Omeka S is the result of those efforts: a web publishing platform that offers institutions a single point of administration for installation, software upgrades, and the extension of functionality and look and feel for all of the sites developed in the network. Together these features offer Omeka S administrators a critical balance of flexibility and control over their networks. Omeka S uses JavaScript Open Notation-Linked Data (JSON-LD) as its native data format, which makes it possible to enmesh Omeka S in the Linked Open Data world.

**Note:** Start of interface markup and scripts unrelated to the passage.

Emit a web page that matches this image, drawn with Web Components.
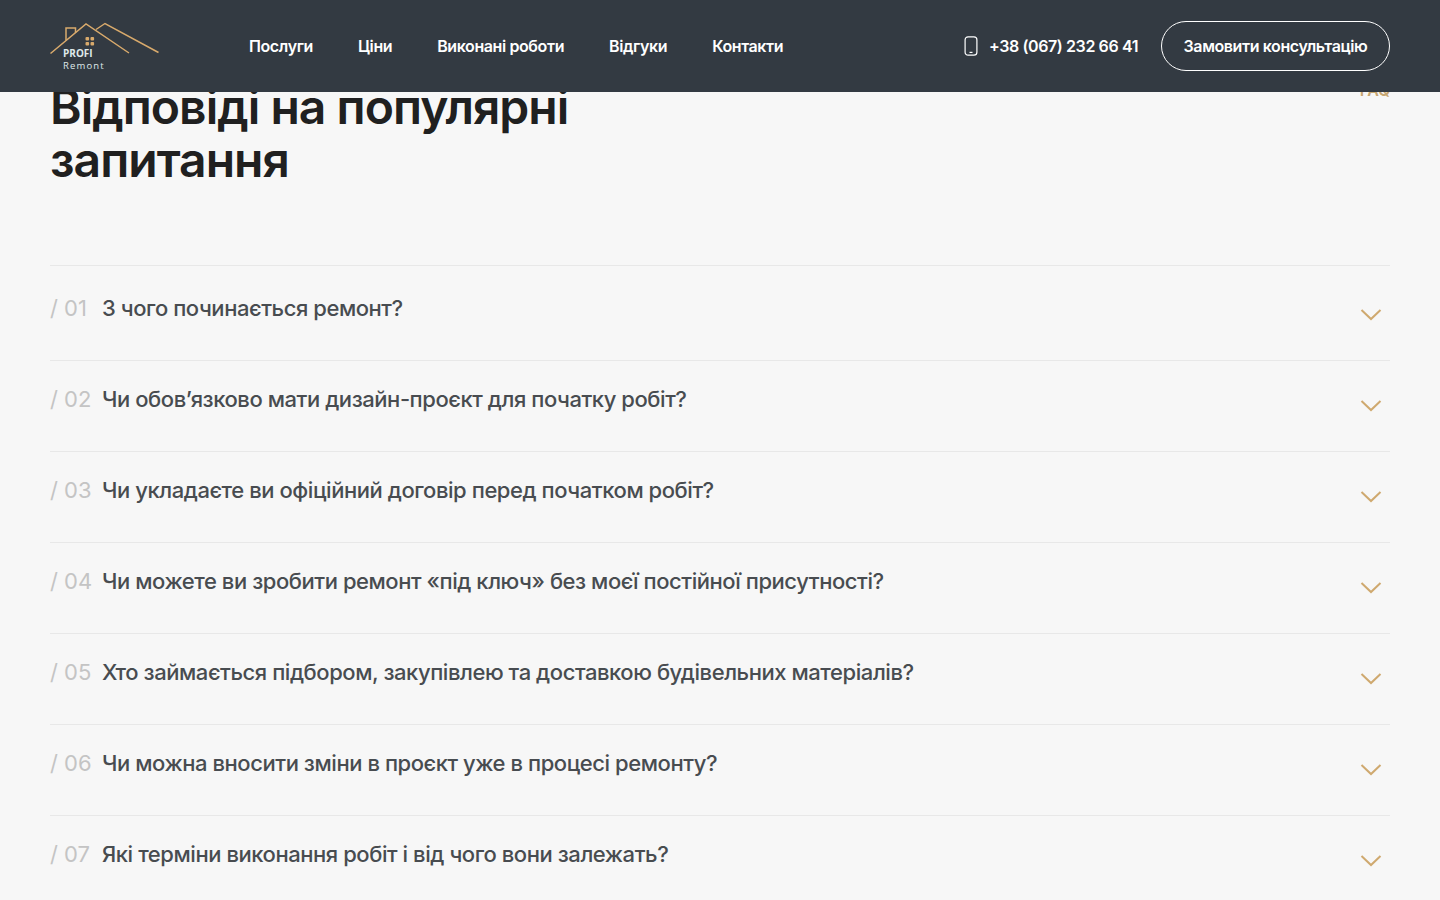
<!DOCTYPE html>
<html lang="uk">
<head>
<meta charset="utf-8">
<title>Profi Remont</title>
<style>
    html, body { margin: 0; height: 100%; overflow: hidden; background: #f7f7f7; }
    body { font-family: Inter, "Liberation Sans", sans-serif; }
</style>
</head>
<body>
<site-header></site-header>
<faq-section heading="Відповіді на популярні запитання" label="FAQ">
    <faq-item num="01" first>З чого починається ремонт?</faq-item>
    <faq-item num="02">Чи обов’язково мати дизайн-проєкт для початку робіт?</faq-item>
    <faq-item num="03">Чи укладаєте ви офіційний договір перед початком робіт?</faq-item>
    <faq-item num="04">Чи можете ви зробити ремонт «під ключ» без моєї постійної присутності?</faq-item>
    <faq-item num="05">Хто займається підбором, закупівлею та доставкою будівельних матеріалів?</faq-item>
    <faq-item num="06">Чи можна вносити зміни в проєкт уже в процесі ремонту?</faq-item>
    <faq-item num="07">Які терміни виконання робіт і від чого вони залежать?</faq-item>
</faq-section>

<script>
(() => {
    const HEADER = `
        <style>
            :host {
                position: fixed;
                top: 0; left: 0; right: 0;
                z-index: 10;
                display: flex;
                align-items: center;
                height: 92px;
                padding: 0 50px;
                background: #333a42;
                color: #fff;
                font-size: 16px;
                font-weight: 600;
                letter-spacing: -0.025em;
            }
            .logo { width: 110px; height: 50px; flex: none; position: relative; top: 1px; letter-spacing: 0; }
            .logo svg { display: block; position: absolute; top: 0; left: 0; }
            .logo b, .logo span { position: absolute; left: 13px; font-family: "Open Sans", sans-serif; color: #dfe8ea; line-height: 12px; }
            .logo b { top: 25px; font-size: 10px; font-weight: 700; }
            .logo span { top: 38px; font-size: 9.5px; font-weight: 400; letter-spacing: 0.12em; }
            nav { display: flex; gap: 45px; margin-left: 89px; }
            .right { margin-left: auto; display: flex; align-items: center; }
            .phone { display: flex; align-items: center; gap: 11px; margin-right: 23px; }
            .cta {
                box-sizing: border-box;
                height: 50px;
                width: 229px;
                display: flex;
                align-items: center;
                justify-content: center;
                border: 1px solid #fff;
                border-radius: 25px;
            }
        </style>
        <div class="logo">
            <svg width="110" height="36" viewBox="0 0 110 36" fill="none" stroke="#d9aa6c" stroke-width="1.5">
                <path d="M0.5 31.5 L36 2 L79 31"/>
                <path d="M46 7.5 L55 1.5 L108.5 30.5" transform="translate(0 0)"/>
                <path d="M16 18.5 V6 H25.5 V11"/>
                <g fill="#d9aa6c" stroke="none">
                    <rect x="35.5" y="15" width="3.6" height="3.6" rx="1"/>
                    <rect x="40.5" y="15" width="3.6" height="3.6" rx="1"/>
                    <rect x="35.5" y="20" width="3.6" height="3.6" rx="1"/>
                    <rect x="40.5" y="20" width="3.6" height="3.6" rx="1"/>
                </g>
            </svg>
            <b>PROFI</b>
            <span>Remont</span>
        </div>
        <nav>
            <span>Послуги</span>
            <span>Ціни</span>
            <span>Виконані роботи</span>
            <span>Відгуки</span>
            <span>Контакти</span>
        </nav>
        <div class="right">
            <div class="phone">
                <svg width="14" height="20" viewBox="0 0 14 20" fill="none" stroke="#fff" stroke-width="1.2">
                    <rect x="1.1" y="0.8" width="11.8" height="18.4" rx="3"/>
                    <path d="M5.5 16.4 H8.5"/>
                </svg>
                <span>+38 (067) 232 66 41</span>
            </div>
            <div class="cta">Замовити консультацію</div>
        </div>
    `

    const SECTION = `
        <style>
            :host {
                display: block;
                padding: 80px 50px 0;
            }
            .top {
                display: flex;
                justify-content: space-between;
                align-items: flex-start;
                margin-bottom: 79px;
            }
            h2 {
                margin: 0;
                width: 560px;
                font-size: 48px;
                line-height: 53px;
                font-weight: 600;
                letter-spacing: -0.02em;
                color: #202020;
            }
            .label {
                font-size: 16px;
                font-weight: 600;
                color: #c7a671;
                line-height: 20px;
                letter-spacing: -0.02em;
            }
            .list { border-top: 1px solid #e8e8e8; padding-top: 4px; }
        </style>
        <div class="top">
            <h2></h2>
            <div class="label"></div>
        </div>
        <div class="list"><slot></slot></div>
    `

    const ITEM = `
        <style>
            :host {
                box-sizing: border-box;
                display: flex;
                align-items: flex-start;
                height: 91px;
                padding-top: 24px;
                border-bottom: 1px solid #e8e8e8;
                font-size: 22px;
                line-height: 28px;
                font-weight: 500;
                letter-spacing: -0.02em;
                color: #484c50;
            }
            .num { width: 52px; flex: none; color: #c4c4c4; font-weight: 400; letter-spacing: 0; }
            .text { flex: 1; }
            svg { flex: none; margin: 14px 8px 0 0; }
        </style>
        <span class="num"></span>
        <span class="text"><slot></slot></span>
        <svg width="22" height="14" viewBox="0 0 22 14" fill="none" stroke="#cfa96f" stroke-width="2">
            <path d="M1.5 2 L11 11 L20.5 2"/>
        </svg>
    `

    const fromHtml = html => {
        let template = document.createElement("template")
        template.innerHTML = html
        return template.content.cloneNode(true)
    }

    customElements.define("site-header", class extends HTMLElement {
        constructor(){
            super()
            this.attachShadow({mode: 'open'}).appendChild(fromHtml(HEADER))
        }
    })

    customElements.define("faq-section", class extends HTMLElement {
        constructor(){
            super()
            this.attachShadow({mode: 'open'}).appendChild(fromHtml(SECTION))
        }
        connectedCallback(){
            this.shadowRoot.querySelector("h2").textContent = this.getAttribute("heading")
            this.shadowRoot.querySelector(".label").textContent = this.getAttribute("label")
        }
    })

    customElements.define("faq-item", class extends HTMLElement {
        constructor(){
            super()
            this.attachShadow({mode: 'open'}).appendChild(fromHtml(ITEM))
        }
        connectedCallback(){
            this.shadowRoot.querySelector(".num").textContent = "/ " + this.getAttribute("num")
        }
    })
})()
</script>
</body>
</html>
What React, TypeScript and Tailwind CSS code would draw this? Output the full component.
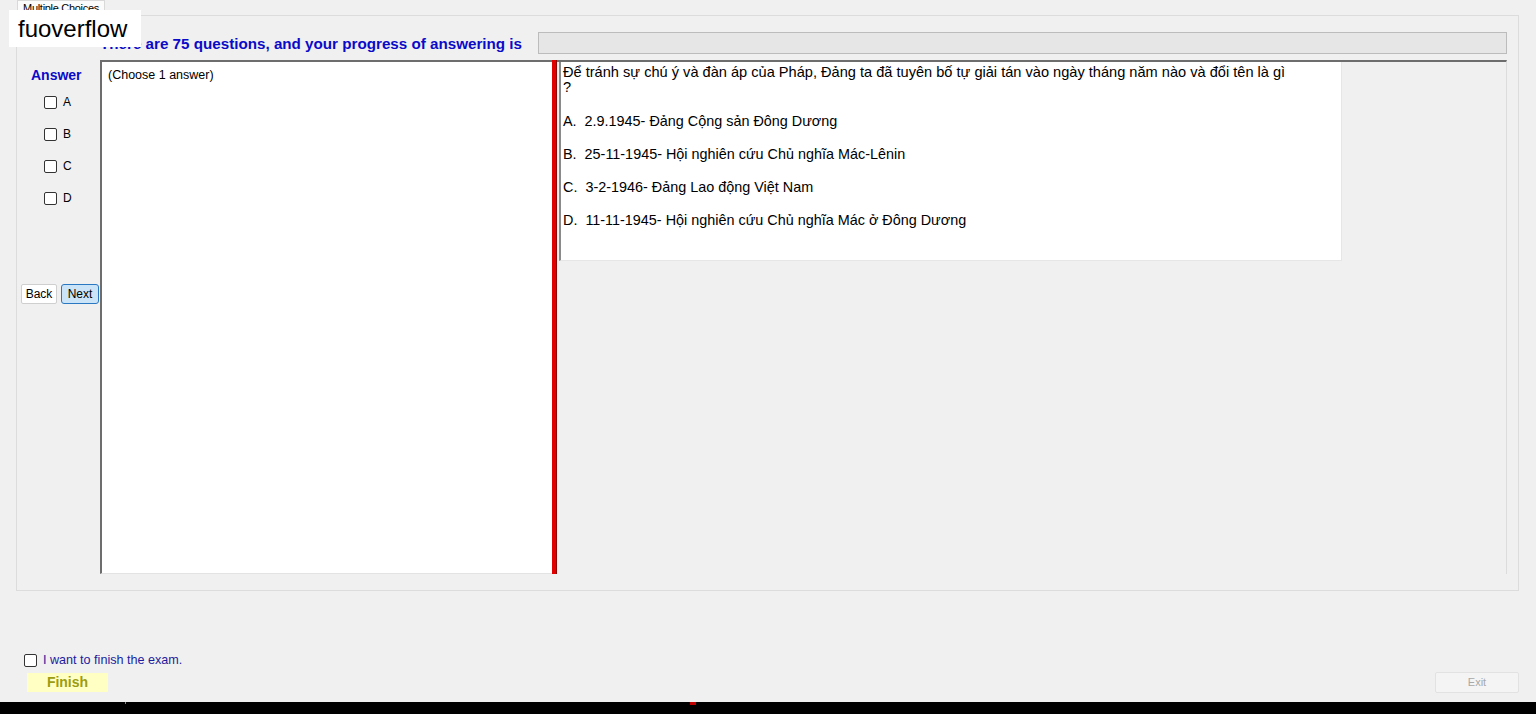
import React from 'react';

const options = [
  'A.  2.9.1945- Đảng Cộng sản Đông Dương',
  'B.  25-11-1945- Hội nghiên cứu Chủ nghĩa Mác-Lênin',
  'C.  3-2-1946- Đảng Lao động Việt Nam',
  'D.  11-11-1945- Hội nghiên cứu Chủ nghĩa Mác ở Đông Dương',
];

function Box() {
  return <div className="h-[13px] w-[13px] shrink-0 rounded-[2px] border border-[#333333] bg-white" />;
}

/**
 * Exam screen: answer checkboxes, question panel and finish controls
 */
export default function App() {
  return (
    <div className="relative flex h-[714px] w-[1536px] flex-col overflow-hidden bg-[#f0f0f0] font-['Liberation_Sans',Arial,sans-serif] text-black">
      {/* Tab header */}
      <div className="ml-[17px] flex h-[15px] w-[88px] items-end justify-center border border-b-0 border-[#d9d9d9] bg-[#fbfbfb]">
        <span className="text-[11px] leading-[13px] tracking-[-0.3px]">Multiple Choices</span>
      </div>

      {/* Tab page */}
      <div className="ml-[16px] flex h-[576px] w-[1503px] flex-col border border-[#dcdcdc] bg-[#f0f0f0] pr-[11px]">
        {/* Progress row */}
        <div className="flex h-[44px] items-end pb-[8px]">
          <div className="w-[521px] whitespace-nowrap pl-[83px] text-[15.2px] font-bold leading-[16px] text-[#0a0ac8]">
            There are 75 questions, and your progress of answering is
          </div>
          <div className="mb-[-2px] h-[22px] flex-1 border border-[#bcbcbc] bg-[#e6e6e6]" />
        </div>

        {/* Main row */}
        <div className="flex h-[514px]">
          {/* Answer column */}
          <div className="flex w-[83px] flex-col">
            <div className="mt-[7px] pl-[14px] text-[14px] font-bold leading-[16px] text-[#0a0ac8]">Answer</div>
            <div className="mt-[13px] flex flex-col gap-[19px] pl-[27px]">
              {['A', 'B', 'C', 'D'].map((l) => (
                <div key={l} className="flex h-[13px] items-center gap-[6px]">
                  <Box />
                  <span className="text-[12px] leading-[13px]">{l}</span>
                </div>
              ))}
            </div>
            <div className="mt-[79px] flex gap-[4px] pl-[4px]">
              <div className="flex h-[20px] w-[36px] items-center justify-center rounded-[2px] border border-[#cfcfcf] bg-white text-[12px]">
                Back
              </div>
              <div className="flex h-[20px] w-[38px] items-center justify-center rounded-[3px] border border-[#2b78c2] bg-[#cce4f7] text-[12px]">
                Next
              </div>
            </div>
          </div>

          {/* Left text panel */}
          <div className="w-[452px] border-l-2 border-t-2 border-b border-[#6d6d6d] border-b-[#e3e3e3] bg-white px-[6px] pt-[0px]">
            <span className="text-[12.5px] leading-[20px]">(Choose 1 answer)</span>
          </div>

          {/* Splitter */}
          <div className="w-[5px] border-r border-[#8a0000] bg-[#e00000]" />

          {/* Right panel */}
          <div className="flex-1 border-t-2 border-r border-[#6d6d6d] border-r-[#dcdcdc]">
            <div className="ml-[2px] h-[199px] w-[783px] border-l-2 border-b border-r border-[#8a8a8a] border-b-[#e6e6e6] border-r-[#e6e6e6] bg-white pl-[2px] pt-[3px]">
              <div className="text-[14.6px] leading-[15px]">
                Để tránh sự chú ý và đàn áp của Pháp, Đảng ta đã tuyên bố tự giải tán vào ngày tháng năm nào và đổi tên là gì
                <br />?
              </div>
              <div className="mt-[18px] flex flex-col gap-[17px]">
                {options.map((o) => (
                  <div key={o} className="whitespace-pre text-[14.4px] leading-[16px]">
                    {o}
                  </div>
                ))}
              </div>
            </div>
          </div>
        </div>
      </div>

      {/* Finish area */}
      <div className="mt-[62px] flex items-center gap-[6px] pl-[24px]">
        <Box />
        <span className="text-[12.6px] leading-[14px] text-[#1c1c9e]">I want to finish the exam.</span>
      </div>
      <div className="mt-[5px] flex items-start justify-between pl-[27px] pr-[17px]">
        <div className="mt-[1px] flex h-[19px] w-[81px] items-center justify-center bg-[#ffffc4] text-[14px] font-bold text-[#9c9c10]">
          Finish
        </div>
        <div className="flex h-[21px] w-[84px] items-center justify-center rounded-[2px] border border-[#e2e2e2] bg-[#f4f4f4] text-[11px] text-[#a8a8a8]">
          Exit
        </div>
      </div>

      {/* Taskbar strip */}
      <div className="mt-auto flex h-[12px] items-start bg-black">
        <div className="ml-[125px] h-[2px] w-[1px] bg-[#888888]" />
        <div className="ml-[564px] h-[3px] w-[6px] bg-[#c00000]" />
      </div>

      {/* Watermark */}
      <div className="absolute left-[9px] top-[10px] flex h-[37px] w-[132px] items-center bg-white pl-[9px] text-[24px] leading-[26px]">
        fuoverflow
      </div>
    </div>
  );
}
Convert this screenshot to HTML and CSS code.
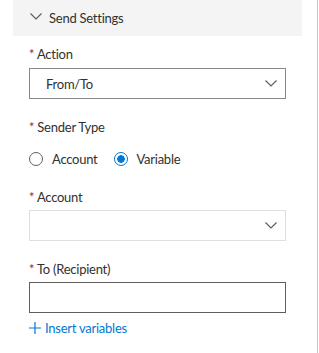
FILE: index.html
```html
<!DOCTYPE html>
<html>
<head>
  <meta charset="UTF-8">
  <title>Send Settings</title>
  <link rel="stylesheet" href="styles.css">
</head>
<body>
  <div class="panel">
    <div class="section-head">
      <svg class="chev" width="12" height="7" viewBox="0 0 12 7"><path d="M0.5 0.5 L6 6 L11.5 0.5" fill="none" stroke="#605e5c" stroke-width="1.2"/></svg>
      <span>Send Settings</span>
    </div>

    <div class="form">
      <div class="field">
        <label class="label"><span class="req">*</span> Action</label>
        <div class="select">
          <span>From/To</span>
          <svg width="12" height="7" viewBox="0 0 12 7"><path d="M0.5 0.5 L6 6 L11.5 0.5" fill="none" stroke="#605e5c" stroke-width="1.2"/></svg>
        </div>
      </div>

      <div class="field">
        <label class="label"><span class="req">*</span> Sender Type</label>
        <div class="radios">
          <span class="radio"><span class="dot"></span>Account</span>
          <span class="radio on"><span class="dot"></span>Variable</span>
        </div>
      </div>

      <div class="field">
        <label class="label"><span class="req">*</span> Account</label>
        <div class="select disabled">
          <span></span>
          <svg width="12" height="7" viewBox="0 0 12 7"><path d="M0.5 0.5 L6 6 L11.5 0.5" fill="none" stroke="#605e5c" stroke-width="1.2"/></svg>
        </div>
      </div>

      <div class="field">
        <label class="label"><span class="req">*</span> To (Recipient)</label>
        <div class="textbox"></div>
        <a class="insert" href="#">
          <svg width="12" height="12" viewBox="0 0 12 12"><path d="M6 0 V12 M0 6 H12" stroke="#0078d4" stroke-width="1.2"/></svg>
          Insert variables
        </a>
      </div>
    </div>
  </div>
</body>
</html>
```

FILE: styles.css
```css
body {
  margin: 0;
  font-family: Lato, "Open Sans", sans-serif;
  font-size: 13px;
  letter-spacing: -0.25px;
  color: #323130;
  background: #fff;
}
.panel {
  width: 317px;
  height: 353px;
  border-right: 1px solid #c8c8c8;
}
.section-head {
  margin-left: 13px;
  width: 289px;
  height: 36px;
  background: #f4f4f4;
  display: flex;
  align-items: center;
  gap: 7px;
  padding-left: 17px;
  box-sizing: border-box;
}
.section-head .chev {
  margin-top: -4px;
}
.form {
  padding: 8px 0 0 29px;
}
.field {
  margin-bottom: 18px;
}
.label {
  display: block;
  line-height: 20px;
  margin-bottom: 4px;
}
.req {
  color: #a4262c;
}
.select {
  width: 257px;
  height: 31px;
  box-sizing: border-box;
  border: 1px solid #8a8886;
  display: flex;
  align-items: center;
  justify-content: space-between;
  padding: 0 8px 0 16px;
}
.select.disabled {
  border-color: #e1dfdd;
  margin-top: -1px;
}
.radios {
  display: flex;
  gap: 16px;
  height: 20px;
  margin-top: 12px;
}
.radio {
  display: flex;
  align-items: center;
  gap: 9px;
}
.dot {
  width: 14px;
  height: 14px;
  border-radius: 50%;
  border: 1px solid #605e5c;
  box-sizing: border-box;
}
.radio.on .dot {
  border-color: #0078d4;
  background: radial-gradient(circle, #0078d4 0 3.5px, #fff 4px);
}
.textbox {
  width: 257px;
  height: 31px;
  margin-top: -1px;
  box-sizing: border-box;
  border: 1px solid #605e5c;
}
.insert {
  display: flex;
  align-items: center;
  gap: 4px;
  margin-top: 5px;
  height: 20px;
  color: #0078d4;
  text-decoration: none;
}
```
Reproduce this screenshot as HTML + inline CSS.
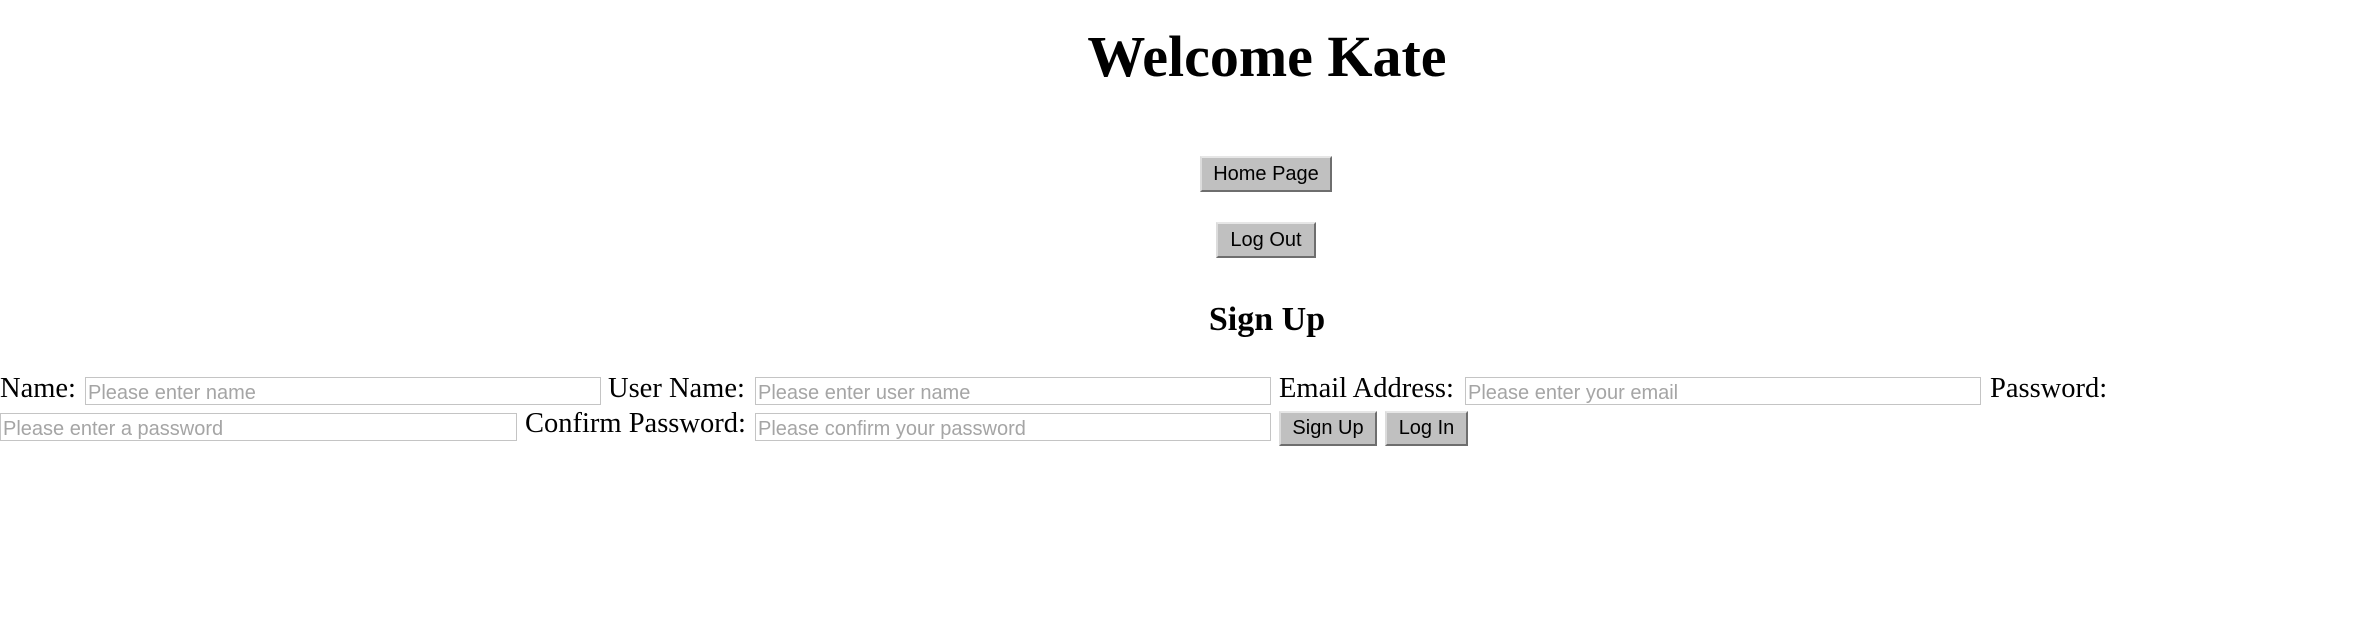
<!DOCTYPE html>
<html><head><meta charset="utf-8"><style>
html,body{margin:0;padding:0;width:2378px;height:620px;background:#fff;overflow:hidden;position:relative}
.t{position:absolute;white-space:nowrap;line-height:normal;font-family:"Liberation Serif",serif;color:#000}
.c{left:0;width:2534px;text-align:center}
.in{position:absolute;box-sizing:border-box;border:1px solid #c4c4c4;height:28px;background:#fff}
.ph{position:absolute;left:2px;top:4px;font:20px/normal "Liberation Sans",sans-serif;color:#a5a5a5;white-space:nowrap}
.b{position:absolute;box-sizing:border-box;height:36px;background:#c0c0c0;border:2px solid;border-color:#e6e6e6 #6e6e6e #6e6e6e #dcdcdc;font:20px "Liberation Sans",sans-serif;color:#000;display:flex;align-items:center;justify-content:center}
</style></head><body>
<div class="t c" style="top:23px;font-size:58px;font-weight:bold">Welcome Kate</div>
<div class="b" style="left:1200px;top:156px;width:132px">Home Page</div>
<div class="b" style="left:1216px;top:222px;width:100px">Log Out</div>
<div class="t c" style="top:301px;font-size:34px;font-weight:bold">Sign Up</div>

<div class="t" style="left:0;top:373px;font-size:28.5px">Name:</div>
<div class="in" style="left:85px;top:377px;width:516px"><span class="ph">Please enter name</span></div>
<div class="t" style="left:608px;top:373px;font-size:28.5px">User Name:</div>
<div class="in" style="left:755px;top:377px;width:516px"><span class="ph">Please enter user name</span></div>
<div class="t" style="left:1279px;top:373px;font-size:28.5px">Email Address:</div>
<div class="in" style="left:1465px;top:377px;width:516px"><span class="ph">Please enter your email</span></div>
<div class="t" style="left:1990px;top:373px;font-size:28.5px">Password:</div>

<div class="in" style="left:0;top:413px;width:517px"><span class="ph">Please enter a password</span></div>
<div class="t" style="left:525px;top:408px;font-size:28.5px">Confirm Password:</div>
<div class="in" style="left:755px;top:413px;width:516px"><span class="ph">Please confirm your password</span></div>
<div class="b" style="left:1279px;top:411px;width:98px;height:35px">Sign Up</div>
<div class="b" style="left:1385px;top:411px;width:83px;height:35px">Log In</div>
</body></html>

Development on the Omeka Classic version continues with development funds that enhance Omeka’s functionality and user experience serving different audiences. IMLS Museums National Leadership Grant funded a partnership with Ideum and University of Connecticut to connect Omeka’s online collections with museum gallery touch tables and tablet installations as Omeka Everywhere. The Getty Foundation funded design and development work to create additional themes and plugins appealing for art historians in 2016-17.
An IMLS Libraries National Leadership Grant funded the research and development of plugins that enable close reading of items through text and image annotation, as well as distant reading of items in a large Omeka collection through text analysis plugins. We are testing those plugins with user contributions found in the September 11 Digital Archive, which we migrated to Omeka Classic.
Some of the most popular plugins for Omeka Classic are updated for Omeka S with funding from the Mellon Foundation and IMLS, including new funding from the National Endowment for the Humanities Office of Digital Humanities to upgrade the popular transcription tool, Scripto.
Additional funding for the maintenance of Omeka, Omeka.net, and Omeka S comes from the Corporation for Digital Scholarship, contracting projects with Omeka Services, and contributions from users of the Omeka family of products.